The Formal Presentation To The Hermitage Of Adrian Ghenie’s Painting “The Hunter”

On 7 February 2020, as part of the exhibition “I have turned my only face...” Paintings by Adrian Ghenie, the General Staff building became the setting for the formal presentation of Adrian Ghenie’s painting “The Hunter” as a gift to the State Hermitage and the launch of the exhibition catalogue.



As Mikhail Piotrovsky, General Director of the State Hermitage, observed: “We have received a gift and say thank you for the present. We are pleased that the exhibition has been a success, in keeping with the slogan ‘Nowhere but in the Hermitage!’ We thank Thaddaeus Ropac, the gallerist with whom we jointly made the Anselm Kiefer exhibition, we thank Adrian Ghenie, the creator of this exhibition. He is reviving the manner of painting well with brush and oils and orientates himself on classic art. In his works one can detect allusions to old art: his Hunter is inspired by the Flemish artist Jan Wildens’s painting of a Hunter with Game and has echoes of Van Gogh’s Traveller and Henri Rousseau’s hunting scenes. The catalogue has turned out splendidly. The reproductions in it resemble those of paintings from the Hermitage collection by the Iskusstvo publishing house with which the artist became acquainted at one time.”



In his response, Adrian Ghenie emphasized: “It is a great honour and privilege for me to be in the Hermitage. It was an enormous pleasure to work on this exhibition from beginning to end.”



Adrian Ghenie is a young Romanian-born artist, who in recent years has become without exaggeration one of the most successful young artists in Europe. In the 2010s, his career rapidly took off and he turned from a regular member of the Romanian art scene into a figure constantly in the view of the worldwide museum community. A participant in the Venice Biennale in 2015, Ghenie has also had personal exhibitions in major galleries around the globe. His works can be found in such leading museums as the Tate Modern in London, the Pompidou Centre in Paris and the Metropolitan Museum in New York.

The uniqueness of Ghenie’s story lies in his connection from the first with the Hermitage. At an early age, the young Adrian was given an album of Dutch paintings produced by the Iskusstvo publishing house and it became his chief source of inspiration for a long time. Over many years the future artist copied step by step the reproductions of the masterpieces in the Saint Petersburg museum, eventually arriving at his own artistic style.


People have described Ghenie’s manner of painting as hybrid, dynamic and cinematographic. He often draws upon traditional painting and produces replicas of classic pictures. After a visit to the Hermitage in 2017. he conceived a series of works, the basis for which might be paintings from the museum’s collection. The dozen works created specially for this project are currently on display in the artist’s personal exhibition in the General Staff building, at the conclusion of which one of them will remain permanently in the Hermitage.


The choice of the painting “Hunter” as a gift to the museum is no coincidence.

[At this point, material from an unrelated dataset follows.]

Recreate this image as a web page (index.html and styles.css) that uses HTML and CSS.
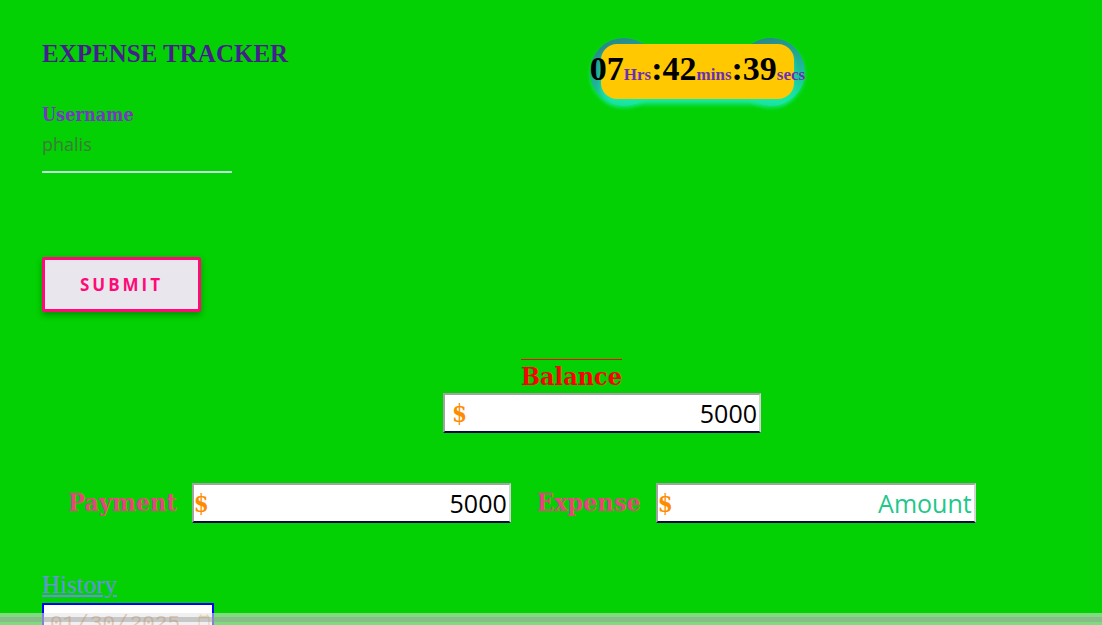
FILE: index.html
```html
<!DOCTYPE html>
<html lang="en">
<head>
<meta charset="utf-8">
<title>Expense Tracker</title>
<link rel="stylesheet" href="styles.css">
</head>
<body>
<div class="page">
  <header class="top">
    <h1 class="title">EXPENSE TRACKER</h1>
    <div class="timer">
      <div class="clock">
        <div class="time"><span class="num">07</span><span class="unit">Hrs</span><span class="num">:42</span><span class="unit">mins</span><span class="num">:39</span><span class="unit">secs</span></div>
      </div>
    </div>
  </header>

  <form class="user">
    <label class="ulabel" for="uname">Username</label>
    <input class="uinput" id="uname" type="text" value="phalis">
    <button class="submit" type="button">SUBMIT</button>
  </form>

  <section class="balance">
    <h2 class="bal-title">Balance</h2>
    <div class="money bal-box">
      <span class="dollar">$</span>
      <input class="amount" type="text" value="5000">
    </div>
  </section>

  <section class="entries">
    <span class="elabel">Payment</span>
    <div class="money pay-box">
      <span class="dollar">$</span>
      <input class="amount" type="text" value="5000">
    </div>
    <span class="elabel exp">Expense</span>
    <div class="money exp-box">
      <span class="dollar">$</span>
      <input class="amount" type="text" placeholder="Amount">
    </div>
  </section>

  <div class="history-wrap"><a class="history" href="#">History</a></div>
  <input class="date" type="date" value="2025-01-30">
</div>
<div class="hbar"><div class="hthumb"></div></div>
</body>
</html>
```

FILE: styles.css
```css
html, body {
  margin: 0;
  padding: 0;
}
body {
  background: #03d103;
  overflow: hidden;
}
.page {
  padding: 38px 42px 0 42px;
}

/* header */
.top {
  display: grid;
  grid-template-columns: 548px auto;
  align-items: start;
  height: 67px;
}
.title {
  margin: 1px 0 0 0;
  font-family: "Liberation Serif", serif;
  font-weight: bold;
  font-size: 25px;
  line-height: 29px;
  color: #461e8c;
  white-space: nowrap;
}
.timer {
  position: relative;
  width: 215px;
  height: 68px;
  box-sizing: border-box;
  padding: 6px 11px 7px 11px;
}
.timer::before,
.timer::after {
  content: "";
  position: absolute;
  top: 0;
  width: 68px;
  height: 68px;
  border-radius: 50%;
  background: linear-gradient(160deg, #2a7d86 0%, #1fb59a 55%, #16f0a6 100%);
  box-shadow: 0 2px 4px rgba(22, 240, 166, 0.6);
}
.timer::before { left: 0; }
.timer::after { right: 0; }
.clock {
  position: relative;
  z-index: 1;
  height: 55px;
  background: #ffc800;
  border-radius: 16px;
  display: flex;
  justify-content: center;
  align-items: center;
  box-shadow: 0 5px 5px #19eaa6;
}
.time {
  white-space: nowrap;
  font-family: "Liberation Serif", serif;
  font-weight: bold;
  line-height: 34px;
}
.num {
  font-size: 34px;
  color: #000;
}
.unit {
  font-size: 17px;
  color: #6a2fb5;
}

/* user form */
.user {
  display: flex;
  flex-direction: column;
  align-items: flex-start;
}
.ulabel {
  font-family: "DejaVu Serif", serif;
  font-stretch: condensed;
  font-weight: bold;
  font-size: 18px;
  line-height: 20px;
  color: #7a35c8;
}
.uinput {
  margin-top: 7px;
  width: 190px;
  box-sizing: border-box;
  padding: 0 0 14px 0;
  border: none;
  border-bottom: 2px solid #bfe6e0;
  background: transparent;
  outline: none;
  font-family: "Open Sans", sans-serif;
  font-size: 18px;
  line-height: 25px;
  color: #3e7a3e;
}
.submit {
  margin-top: 84px;
  width: 159px;
  height: 55px;
  box-sizing: border-box;
  border: 3px solid #ff0a78;
  border-radius: 2px;
  background: #e9e6ee;
  color: #ff0a78;
  font-family: "Open Sans", sans-serif;
  font-weight: bold;
  font-size: 17px;
  letter-spacing: 3px;
  padding: 0;
  box-shadow: 0 3px 6px rgba(0, 0, 0, 0.3);
}

/* balance */
.balance {
  margin-top: 47px;
  margin-left: 401px;
  display: flex;
  flex-direction: column;
  align-items: flex-start;
}
.bal-title {
  margin: 0 0 2px 78px;
  padding-top: 3px;
  border-top: 1px solid #ff0000;
  font-family: "DejaVu Serif", serif;
  font-stretch: condensed;
  font-weight: bold;
  font-size: 25px;
  line-height: 28px;
  color: #ff0000;
}
.money {
  display: flex;
  align-items: center;
  height: 40px;
  box-sizing: border-box;
  background: #fff;
  border: 2px solid #a3a3a3;
  border-right-color: #d4d4d4;
  border-bottom-color: #07074f;
}
.bal-box {
  width: 318px;
  padding: 0 2px 0 7px;
}
.pay-box {
  width: 319px;
  padding: 0 2px 0 0;
}
.exp-box {
  width: 320px;
  padding: 0 2px 0 0;
}
.dollar {
  font-family: "DejaVu Serif", serif;
  font-stretch: condensed;
  font-weight: bold;
  font-size: 24px;
  color: #ff8c00;
}
.amount {
  flex: 1;
  min-width: 0;
  border: none;
  outline: none;
  background: transparent;
  padding: 0;
  text-align: right;
  font-family: "Open Sans", sans-serif;
  font-size: 25px;
  color: #000;
}
.amount::placeholder {
  color: #1fc78a;
  opacity: 1;
}

/* entries */
.entries {
  margin-top: 50px;
  padding-left: 26px;
  display: flex;
  align-items: center;
}
.elabel {
  font-family: "DejaVu Serif", serif;
  font-stretch: condensed;
  font-weight: bold;
  font-size: 25px;
  line-height: 28px;
  color: #e8457c;
  margin-right: 15px;
}
.elabel.exp {
  margin-left: 26px;
}

/* history */
.history-wrap {
  margin-top: 48px;
  font-family: "Liberation Serif", serif;
  font-size: 25px;
  line-height: 28px;
}
.history {
  color: #6c8ee8;
  text-decoration: underline;
}
.date {
  margin-top: 4px;
  display: block;
  width: 172px;
  height: 40px;
  box-sizing: border-box;
  border: 2px solid #0000ff;
  background: #fff;
  padding: 0 1px 0 5px;
  font-family: "Liberation Mono", monospace;
  font-size: 21px;
  color: #dfa36b;
}
.date::-webkit-datetime-edit {
  padding: 0;
}
.date::-webkit-calendar-picker-indicator {
  filter: invert(0.6) sepia(1) saturate(2);
  margin: 0;
  padding: 0;
  width: 14px;
  height: 18px;
}

/* horizontal scrollbar overlay */
.hbar {
  position: fixed;
  left: 0;
  right: 0;
  bottom: 0;
  height: 12px;
  box-sizing: border-box;
  padding: 4px 0 3px 0;
  background: rgba(228, 228, 228, 0.55);
}
.hthumb {
  height: 5px;
  background: rgba(150, 150, 150, 0.45);
}
```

The work is a direct allusion to the Hermitage’s painting by Jan Wildens “Hunter with Dogs in a Landscape” in which the restrained basic palette derived from the works of Low Countries artists is disrupted by Ghenie’s characteristic explosions of colour.


A scholarly illustrated catalogue has been produced for the exhibition in Russian and English with a foreword by Mikhail Piotrovsky, General Director of the State Hermitage (Galerie Thaddaeus Ropac, 2020). The texts are by Dmitry Ozerkov, head of the State Hermitage’s Department of Contemporary Art, and Anastasia Veyalko, a member of the same department.